I often have conversations with a co-worker and mid-sentence I'll go blank. I can look at something and not be able to quickly remember what it's called. Simple things. Like "notebook" for instance.

I have a notebook that I write in at work, so I don't forget the tasks I'm given. So very frustrating, but I keep trying.

I always had a great memory. Never forgot faces. I mean years could pass and I could recall such small details about things, people and situations. No more. I'm sure all my surgeries haven't helped either. A lot of Fentanyl has gone through my body and who knows how that will affect me in the long run.

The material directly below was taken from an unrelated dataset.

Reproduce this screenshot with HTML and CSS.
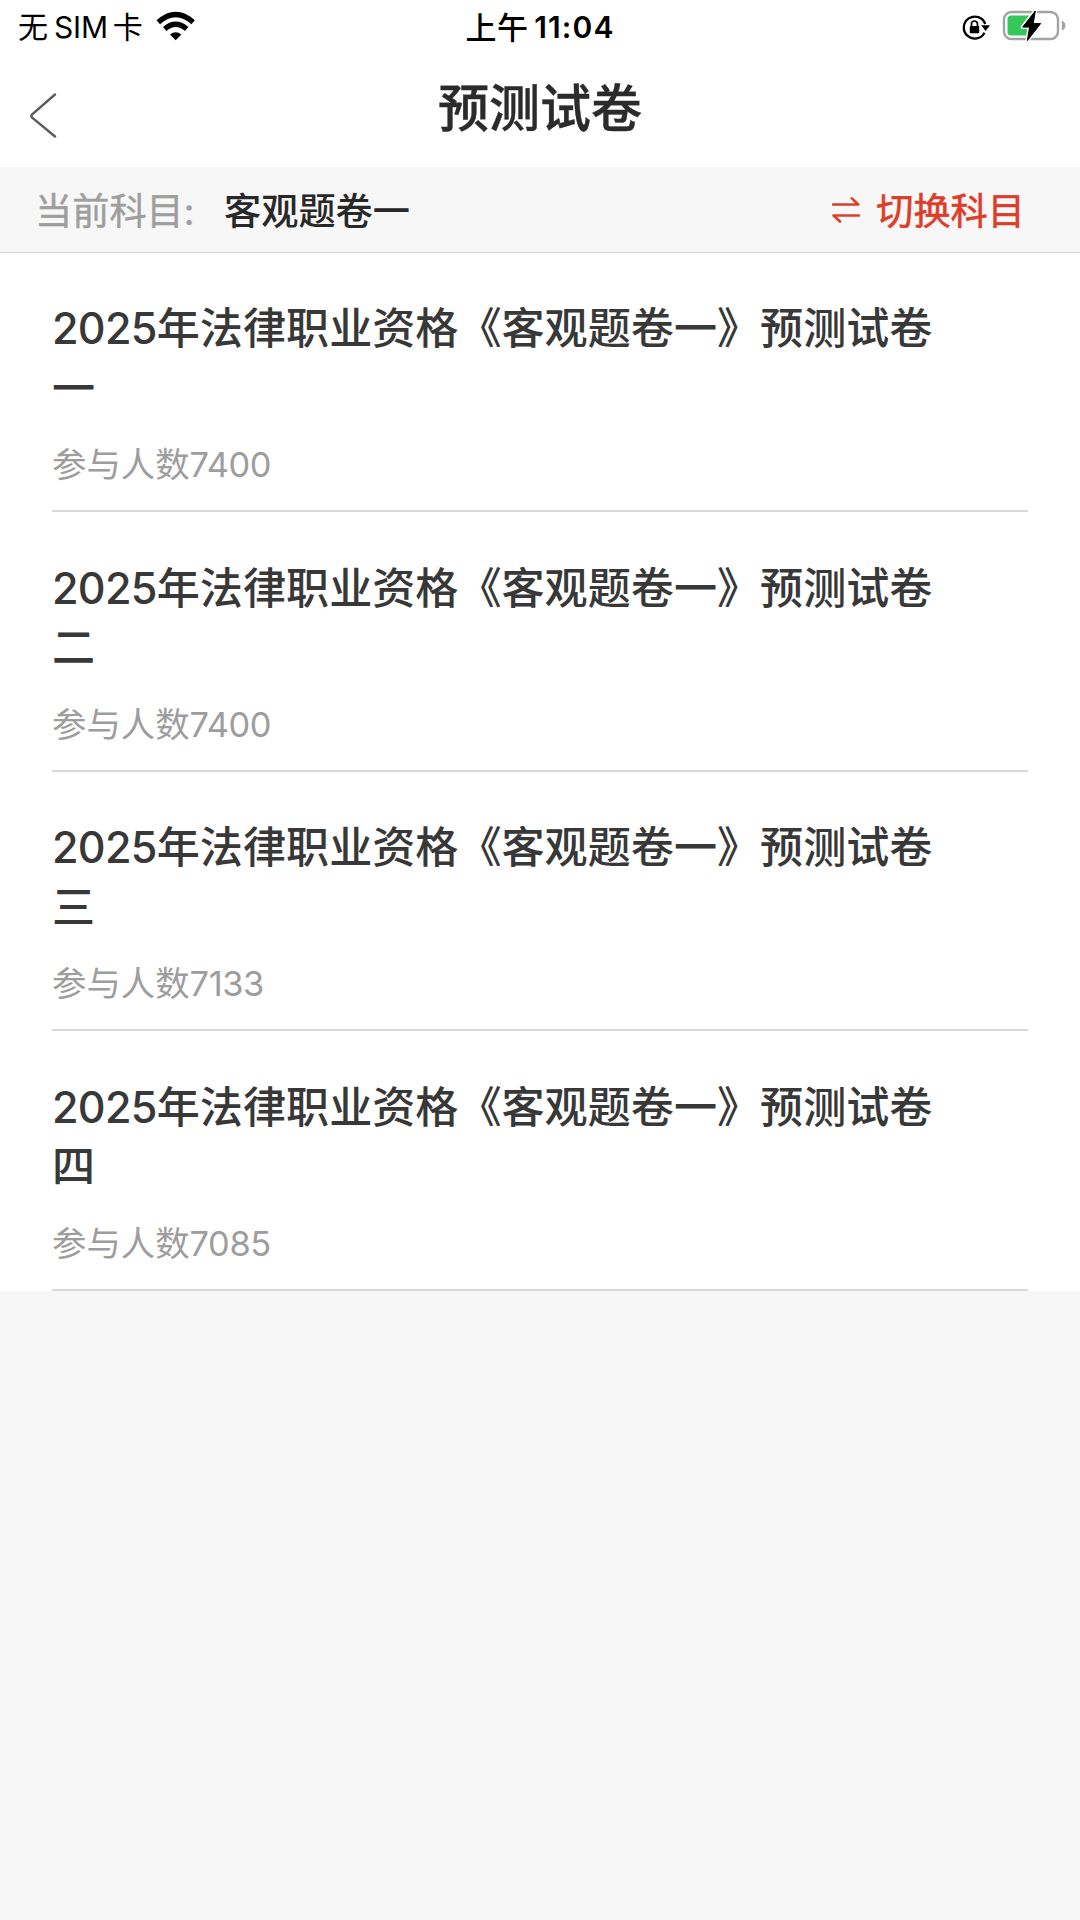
FILE: index.html
```html
<!DOCTYPE html>
<html lang="zh-CN">
<head>
<meta charset="utf-8">
<title>预测试卷</title>
<link rel="stylesheet" href="styles.css">
</head>
<body>
<header class="status">
  <div class="carrier"><span>无</span><span class="sim">SIM</span><span>卡</span>
    <svg class="wifi" width="40" height="30" viewBox="0 0 40 30"><g fill="none" stroke="#000" stroke-width="5.2"><path d="M2.3 11.2Q19.7 -4.2 37.1 11.2"/><path d="M8.7 18Q19.7 8.5 30.7 18"/></g><path d="M19.7 29.2L14 23.5Q19.7 18.8 25.4 23.5Z"/></svg>
  </div>
  <div class="clock"><span class="half">上午</span><span class="time">11:04</span></div>
  <div class="indicators">
    <svg class="lock" width="28" height="28" viewBox="0 0 28 28"><path d="M22.5 18.8A11 11 0 1 1 23.2 10" fill="none" stroke="#000" stroke-width="2.3"/><path d="M19.2 11.2H28L23.6 17Z"/><rect x="7.8" y="12" width="9.4" height="7.3" rx="1"/><path d="M9.5 12.5V10a3 3 0 0 1 6 0v2.5" fill="none" stroke="#000" stroke-width="1.7"/></svg>
    <svg class="battery" width="66" height="34" viewBox="0 0 66 34"><rect x="2" y="3" width="54" height="27" rx="7.5" fill="none" stroke="#a3a3a3" stroke-width="2.4"/><path d="M59.8 11.5Q63.4 13 63.4 16.5T59.8 21.5Z" fill="#a3a3a3"/><path d="M9 6.5H28V26.5H9Q5.5 26.5 5.5 23V10Q5.5 6.5 9 6.5Z" fill="#35c759"/><path d="M33.3 2L20.7 18.1H27.6L25.4 31.5L38.6 14.6H31.2Z" fill="#000" stroke="#fff" stroke-width="4" stroke-linejoin="round" paint-order="stroke"/><path d="M33.3 2L20.7 18.1H27.6L25.4 31.5L38.6 14.6H31.2Z" stroke="#000" stroke-width="1" stroke-linejoin="round"/></svg>
  </div>
</header>
<nav class="nav">
  <svg class="back" width="32" height="48" viewBox="0 0 32 48"><path d="M26 2.5L3.2 22.3Q1.5 24 3.2 25.7L26 44.5" fill="none" stroke="#5b5b5b" stroke-width="2.4" stroke-linecap="round"/></svg>
  <h1>预测试卷</h1>
</nav>
<section class="subject">
  <span class="label">当前科目<span class="colon">:</span></span>
  <span class="name">客观题卷一</span>
  <span class="switch"><svg width="28" height="28" viewBox="0 0 28 28"><g fill="none" stroke="#dc3e2b" stroke-width="2.6" stroke-linecap="round" stroke-linejoin="round"><path d="M1 8.5H26.3L19.8 2.4"/><path d="M27 19.5H1.5L8 25.5"/></g></svg><span>切换科目</span></span>
</section>
<main class="list">
  <article class="paper"><h2><span class="year">2025</span>年法律职业资格《客观题卷一》预测试卷一</h2><p>参与人数<span class="count">7400</span></p></article>
  <article class="paper"><h2><span class="year">2025</span>年法律职业资格《客观题卷一》预测试卷二</h2><p>参与人数<span class="count">7400</span></p></article>
  <article class="paper"><h2><span class="year">2025</span>年法律职业资格《客观题卷一》预测试卷三</h2><p>参与人数<span class="count">7133</span></p></article>
  <article class="paper"><h2><span class="year">2025</span>年法律职业资格《客观题卷一》预测试卷四</h2><p>参与人数<span class="count">7085</span></p></article>
</main>
</body>
</html>
```
FILE: styles.css
```css
* { box-sizing: border-box; }
body {
  margin: 0;
  height: 1920px;
  background: #f7f7f7;
  color: #383838;
  font-family: Inter, "Noto Sans CJK SC", sans-serif;
}
svg { display: block; flex: none; }
h1, h2, p { margin: 0; }
.status {
  display: grid;
  grid-template-columns: 1fr auto 1fr;
  height: 55px;
  padding: 0 12px 0 18px;
  background: #fff;
  color: #000;
  font-size: 30px;
  line-height: 55px;
}
.carrier, .clock, .indicators { display: flex; }
.sim { margin: 0 5px 0 6px; letter-spacing: -.2px; }
.wifi { margin: 11px 0 0 13px; }
.clock { margin-right: 6px; font-weight: 500; }
.half { font-size: 31px; letter-spacing: .4px; }
.time { margin-left: 6px; font-weight: 600; letter-spacing: 1.1px; }
.indicators { justify-content: flex-end; }
.lock { margin: 14px 12px 0 0; }
.battery { margin-top: 9px; }
.nav {
  display: grid;
  grid-template-columns: 58px 1fr 58px;
  height: 112px;
  padding-top: 16px;
  background: #fff;
}
.back { margin: 21px 0 0 29px; }
.nav h1 {
  color: #2b2b2b;
  font-size: 51px;
  font-weight: 500;
  line-height: 76px;
  text-align: center;
  -webkit-text-stroke: .4px #2b2b2b;
}
.subject {
  display: flex;
  height: 86px;
  padding: 0 55px 0 35px;
  border-bottom: 1px solid #d6d6d6;
  font-size: 37.2px;
  line-height: 89px;
}
.label {
  width: 189px;
  color: #9e9e9e;
  -webkit-text-stroke: .4px #9e9e9e;
}
.name { color: #282828; font-weight: 500; }
.switch {
  display: flex;
  margin-left: auto;
  color: #dc3e2b;
  -webkit-text-stroke: .6px #dc3e2b;
}
.switch svg { margin: 29px 16px 0 0; }
.list { background: #fff; }
.paper {
  height: 259.5px;
  margin: 0 52px;
  padding-top: 46.5px;
  border-bottom: 2px solid #d8d8d8;
}
.paper:first-child { height: 259px; padding-top: 46px; }
.paper h2 {
  width: 890px;
  font-size: 43.1px;
  font-weight: 500;
  line-height: 59.5px;
}
.year { font-weight: 450; letter-spacing: -.7px; }
.paper p {
  margin-top: 22px;
  color: #9d9d9d;
  font-size: 34.4px;
  line-height: 50px;
}
.count { letter-spacing: -.4px; }
```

I've always liked word games and I was good at them. Not so much anymore and again, it's frustrating. I play a lot of very common words, but I'm not playing to win. Just playing for fun. I usually keep a lot of games going because I know I need the challenge. just like trivia games. I have forgotten a lot of history facts and Trivia Crack reminds me of that. More than anything, I put together puzzles on an app I've downloaded.

I stopped taking classes, because it was hard to retain information. I've just accepted that until I'm no longer on dialysis, memory will be an issue.

I'll take it over some of the other issues I see my peers suffering from. It's embarrassing though.

Well tonight, I was talking to a good friend after playing a word that I came up with after guessing, because as hard as I tried, I couldn't find a word in any of my letters. One thing led to another and she, at some point, said I was just guessing and I agreed. It was not a big deal to me because it kept my mind busy. Well she thought that was awful and that it was kind of pointless to play without knowing what a word meant.

She made me feel absolutely stupid. She hurt my feelings so deeply, I couldn't even say anything. I just pulled my cover over my face (I was at treatment) and I just cried.(Like I'm about to again).

I quickly ended the conversation.

Having a disease that no one can see gives you limitations that no one knows or thinks about until you say something out loud. I get tired very easily. I can walk 30 minutes on a treadmill one night and the next time I'm winded and hurting after 10. It's frustrating and depressing. I thank God for others going through this also, because I can share my feelings with them and it doesn't make me feel judged. It's things like this that make me stronger, but I'll probably cry yet again tonight just because I didn't speak up...that upsets me too. My friend and I have the type of relationship that we can tell each other anything, criticism included and I know she meant no harm, but I honestly think it was the most hurtful thing that's ever been said between us.

Maybe I'm overreacting. Maybe I won't be as upset in the morning, but a word of advice...don't assume that what you see and what you know to be are always what they are. Some people find strength in trying to be as normal as possible while fighting a battle they aren't sure they can win. Sometimes we don't share our feelings because it will hurt people to know our experience, so we continue to suffer in silence.